# Your objective
Copy out each line of the listing that has the word "styles" in it.

# Dataset content
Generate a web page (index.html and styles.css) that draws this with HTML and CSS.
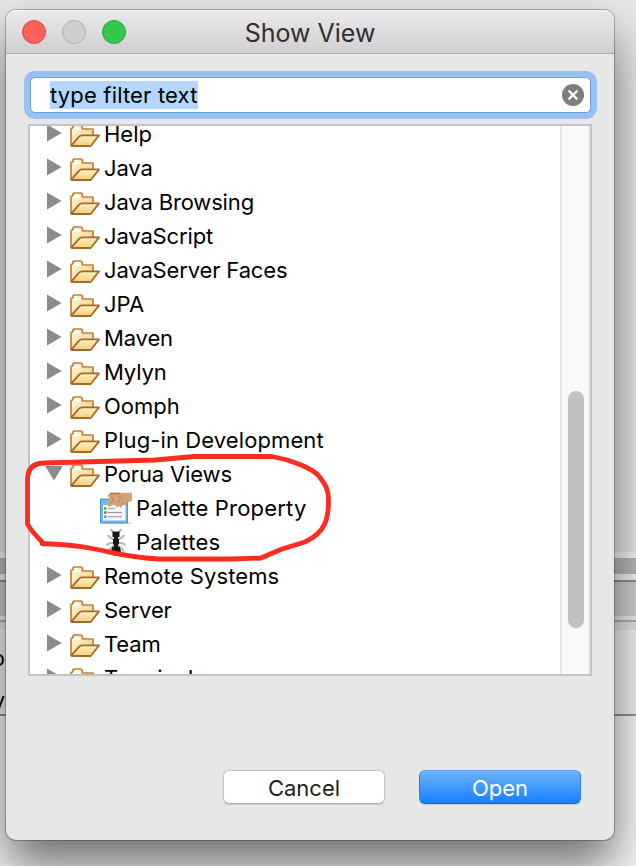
FILE: index.html
```html
<!DOCTYPE html>
<html lang="en">
<head>
<meta charset="utf-8">
<title>Show View</title>
<link rel="stylesheet" href="styles.css">
</head>
<body>
<svg class="defs" width="0" height="0" aria-hidden="true">
  <defs>
    <linearGradient id="back" x1="0" y1="0" x2="1" y2="1"><stop offset="0" stop-color="#fffdf0"/><stop offset=".45" stop-color="#f8e3ae"/><stop offset="1" stop-color="#edc980"/></linearGradient>
    <linearGradient id="front" x1="0" y1="0" x2="0" y2="1"><stop offset="0" stop-color="#fff0c6"/><stop offset="1" stop-color="#f5ce7c"/></linearGradient>
    <symbol id="folder" viewBox="0 0 30 23">
      <path d="M1 21V4.6L3 3.8V2L4.1 1H11L12.3 2.2V5H23V11.5L20 21Z" fill="url(#back)" stroke="#bf823d" stroke-width="1.7" stroke-linejoin="round"/>
      <path d="M3 5H10.5" stroke="#fff" stroke-width="2"/>
      <path d="M1.2 21.6L9.2 12.6Q10.6 11.4 12.5 11.4H29L20.8 22H1.8Z" fill="url(#front)" stroke="#a56a2a" stroke-width="1.8" stroke-linejoin="round"/>
    </symbol>
    <symbol id="closed" viewBox="0 0 15 18"><path d="M0 .4L14.7 9 0 17.6Z" fill="#8b8b8b"/></symbol>
  </defs>
</svg>
<div class="backdrop">
  <div class="pane top"></div><div class="b1"></div><div class="b2"></div><div class="b3"></div><div class="b4"></div><div class="b5"></div><div class="b6"></div><div class="b7"></div>
  <div class="pane editor"><span>o</span><span>ny</span></div>
  <div class="pane end"></div>
</div>
<main class="dialog">
  <header class="titlebar">
    <div class="lights"><i class="red"></i><i class="gray"></i><i class="green"></i></div>
    <h1>Show View</h1>
  </header>
  <div class="filter"><span>type filter text</span>
    <svg width="22" height="22" viewBox="0 0 22 22"><circle cx="11" cy="11" r="11" fill="#7e7e7e"/><path d="M6.6 6.6l8.8 8.8M15.4 6.6l-8.8 8.8" stroke="#fff" stroke-width="2.2"/></svg>
  </div>
  <div class="tree">
    <ul>
      <li><svg class="arrow"><use href="#closed"/></svg><svg class="folder"><use href="#folder"/></svg><span>Help</span></li>
      <li><svg class="arrow"><use href="#closed"/></svg><svg class="folder"><use href="#folder"/></svg><span class="tight">Java</span></li>
      <li><svg class="arrow"><use href="#closed"/></svg><svg class="folder"><use href="#folder"/></svg><span class="tight">Java Browsing</span></li>
      <li><svg class="arrow"><use href="#closed"/></svg><svg class="folder"><use href="#folder"/></svg><span class="tight">JavaScript</span></li>
      <li><svg class="arrow"><use href="#closed"/></svg><svg class="folder"><use href="#folder"/></svg><span class="tight">JavaServer Faces</span></li>
      <li><svg class="arrow"><use href="#closed"/></svg><svg class="folder"><use href="#folder"/></svg><span>JPA</span></li>
      <li><svg class="arrow"><use href="#closed"/></svg><svg class="folder"><use href="#folder"/></svg><span class="tight">Maven</span></li>
      <li><svg class="arrow"><use href="#closed"/></svg><svg class="folder"><use href="#folder"/></svg><span class="tight">Mylyn</span></li>
      <li><svg class="arrow"><use href="#closed"/></svg><svg class="folder"><use href="#folder"/></svg><span>Oomph</span></li>
      <li><svg class="arrow"><use href="#closed"/></svg><svg class="folder"><use href="#folder"/></svg><span class="loose">Plug-in Development</span></li>
      <li><svg class="arrow open" viewBox="0 0 18 15"><path d="M.2 0H17.8L9 14.6Z" fill="#8b8b8b"/></svg><svg class="folder"><use href="#folder"/></svg><span class="tight">Porua Views</span></li>
      <li class="child">
        <svg class="view" viewBox="0 0 32 32">
          <path d="M2 30H31V32H2Z" fill="#ddd"/><path d="M.5 7H27.5V31H.5Z" fill="#79b6e8" stroke="#4d91cc"/><path d="M3 13H25.5V28.5H3Z" fill="#f4f8fc"/>
          <path d="M4 16.5H6.5" stroke="#28b33c" stroke-width="2.4"/><path d="M4 20.5H6.5" stroke="#c34d5e" stroke-width="2.4"/><path d="M4 24.7H6.5" stroke="#5a8bff" stroke-width="2.4"/>
          <path d="M8 16.5H15" stroke="#9bb49d" stroke-width="1.2"/><path d="M8 20.5H22" stroke="#bd8994" stroke-width="1.2"/><path d="M8 24.7H22" stroke="#87a5dc" stroke-width="1.2"/>
          <path d="M32 .7H20L16 1.3 9 1.6 7.5 4 10 6 7 12 8.5 15 11 14 15 11 16.5 15.5 19 14 20.5 16 23 13 27 10.5 32 9Z" fill="#d6a274"/><path d="M10 1.5H20" stroke="#b8763e" stroke-width="1.6"/><path d="M11 5L14 7 10 12M17 11L20 8M21 14L24 10M18 4L22 6" fill="none" stroke="#b8804f" stroke-width="1"/>
        </svg><span class="loose">Palette Property</span></li>
      <li class="child">
        <svg class="view" viewBox="0 0 32 32">
          <path d="M10.5 3L14 7.5M21.5 3L18 7.5M15 14L10 11.5 7.5 9M17 14L22 11.5 24.5 9M15 17H10L6.5 19M17 17H22L25.5 19M14 20L9.5 23 8 28M18 20L22.5 23 24 28" fill="none" stroke="#bababa" stroke-width="2.2"/>
          <path d="M12.5 5.5H19.5V11H18V13H19V18.5H18V20.5H19.5L21 25 19 29.5H13L11 25 12.5 20.5H14V18.5H13V13H14V11H12.5Z" fill="#181818"/>
        </svg><span class="loose">Palettes</span></li>
      <li><svg class="arrow"><use href="#closed"/></svg><svg class="folder"><use href="#folder"/></svg><span class="loose">Remote Systems</span></li>
      <li><svg class="arrow"><use href="#closed"/></svg><svg class="folder"><use href="#folder"/></svg><span class="tight">Server</span></li>
      <li><svg class="arrow"><use href="#closed"/></svg><svg class="folder"><use href="#folder"/></svg><span class="tight">Team</span></li>
      <li><svg class="arrow"><use href="#closed"/></svg><svg class="folder"><use href="#folder"/></svg><span>Terminal</span></li>
    </ul>
    <div class="scroll"><div class="thumb"></div></div>
  </div>
  <footer><button>Cancel</button><button class="primary">Open</button></footer>
</main>
<svg class="annotation" width="636" height="866" viewBox="0 0 636 866"><path d="M44 544C35 535 30 529 27.5 524V479C28 468 34 463 44 463L155 460 194 456.5H272C292 460 311 468 318 475C326 485 328.5 490 328.5 500C328.5 518 326 532 305 542L282 549 261 558 230 559H160C128 558 108 551 92 548.5C75 545 59 544 42 543.5" fill="none" stroke="#fc2d20" stroke-width="4.8" stroke-linecap="round" stroke-linejoin="round"/></svg>
</body>
</html>
```
FILE: styles.css
```css
* { box-sizing: border-box; }
body { margin: 0; width: 636px; height: 866px; overflow: hidden; position: relative; font-family: Inter, "Liberation Sans", sans-serif; font-size: 22px; color: #000; }
.defs, .backdrop, .annotation { position: absolute; left: 0; top: 0; }
.backdrop { width: 636px; height: 866px; display: flex; flex-direction: column; background: #eaeaea; }
.top { height: 552px; background: #e7e7e7; }
.b1 { height: 6px; background: #f6f6f6; }
.b2 { height: 16px; background: #b9b9b9; }
.b3 { height: 6px; background: #f1f1f1; }
.b4 { height: 2px; background: #929292; }
.b5 { height: 34px; background: #cecece; }
.b6 { height: 6px; background: #ededed; border-bottom: 2px solid #b1b1ae; }
.b7 { height: 10px; background: #e4e4e4; border-bottom: 2px solid #f5f5f5; }
.editor { height: 84px; background: #f0f0f0; border-bottom: 2px solid #929292; display: flex; flex-direction: column; align-items: flex-end; width: 100%; padding: 5px 631px 0 0; line-height: 42px; }
.editor span { height: 42px; }
.end { flex: 1; background: #f6f6f6; }
.dialog { position: relative; width: 608px; height: 830px; margin: 10px 0 0 6px; background: #e7e7e7; border-radius: 10px; display: flex; flex-direction: column; box-shadow: 0 0 0 1px rgba(0,0,0,.25), 0 26px 48px rgba(0,0,0,.55); }
.titlebar { height: 44px; flex: none; display: grid; grid-template-columns: 120px 1fr 120px; align-items: center; background: linear-gradient(#ebe9eb, #d2cfd2); border-bottom: 1px solid #afadaf; box-shadow: inset 0 1px #f7f6f7; border-radius: 10px 10px 0 0; }
.lights { display: flex; gap: 16px; padding-left: 16px; }
.lights i { width: 24px; height: 24px; border-radius: 50%; border: 1px solid; }
.lights .red { background: #fc605b; border-color: #df4744; }
.lights .gray { background: #cfcfcf; border-color: #b1b1b1; }
.lights .green { background: #34c84a; border-color: #24aa35; }
h1 { margin: 2px 0 0; text-align: center; font-size: 25px; line-height: 40px; font-weight: 400; color: #303030; }
.filter { flex: none; height: 36px; margin: 23px 23px 0 24px; background: #fff; border: 1px solid #6da0da; border-radius: 5px; box-shadow: 0 0 0 6px #96c1f0; padding: 0 6px 0 19px; display: flex; align-items: center; justify-content: space-between; }
.filter span { background: #b3d7ff; line-height: 29px; height: 28px; letter-spacing: .17px; }
.tree { position: relative; flex: none; width: 564px; height: 552px; margin: 11px 0 0 22px; border: 2px solid #c3c3c3; background: #fff; display: flex; overflow: hidden; }
ul { list-style: none; flex: 1; margin: -9px 0 0; padding: 0; }
li { height: 34px; display: flex; align-items: center; padding-left: 17px; white-space: nowrap; }
.tight { letter-spacing: -.15px; }
.loose { letter-spacing: .1px; }
.child .loose { letter-spacing: .2px; }
.arrow { width: 15px; height: 18px; margin: -2px 8px 0 0; flex: none; }
.arrow.open { width: 18px; height: 15px; margin: -2px 7px 0 -2px; }
.folder { width: 30px; height: 23px; margin: 2px 4px 0 0; flex: none; }
.child { padding-left: 70px; }
.view { width: 32px; height: 32px; margin-right: 4px; flex: none; }
.scroll { width: 30px; height: 548px; background: #fafafa; border-left: 2px solid #e8e8e8; border-right: 2px solid #ededed; padding: 265px 0 0 6px; }
.thumb { width: 16px; height: 237px; border-radius: 8px; background: #c1c1c1; }
footer { display: flex; justify-content: flex-end; gap: 34px; margin: 94px 33px 0 0; }
button { width: 162px; height: 34px; padding: 2px 0 0; border: 1px solid #c4c4c4; border-bottom-color: #adadad; border-radius: 6px; background: #fff; color: #222; font: inherit; line-height: 30px; box-shadow: 0 1px 1px rgba(0,0,0,.12); }
.primary { color: #fff; background: linear-gradient(#6db3f9, #1580ff); border-color: #56a0ed #2780ed #1269df; }
```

# Solution
Generate a web page (index.html and styles.css) that draws this with HTML and CSS.
<link rel="stylesheet" href="styles.css">
FILE: styles.css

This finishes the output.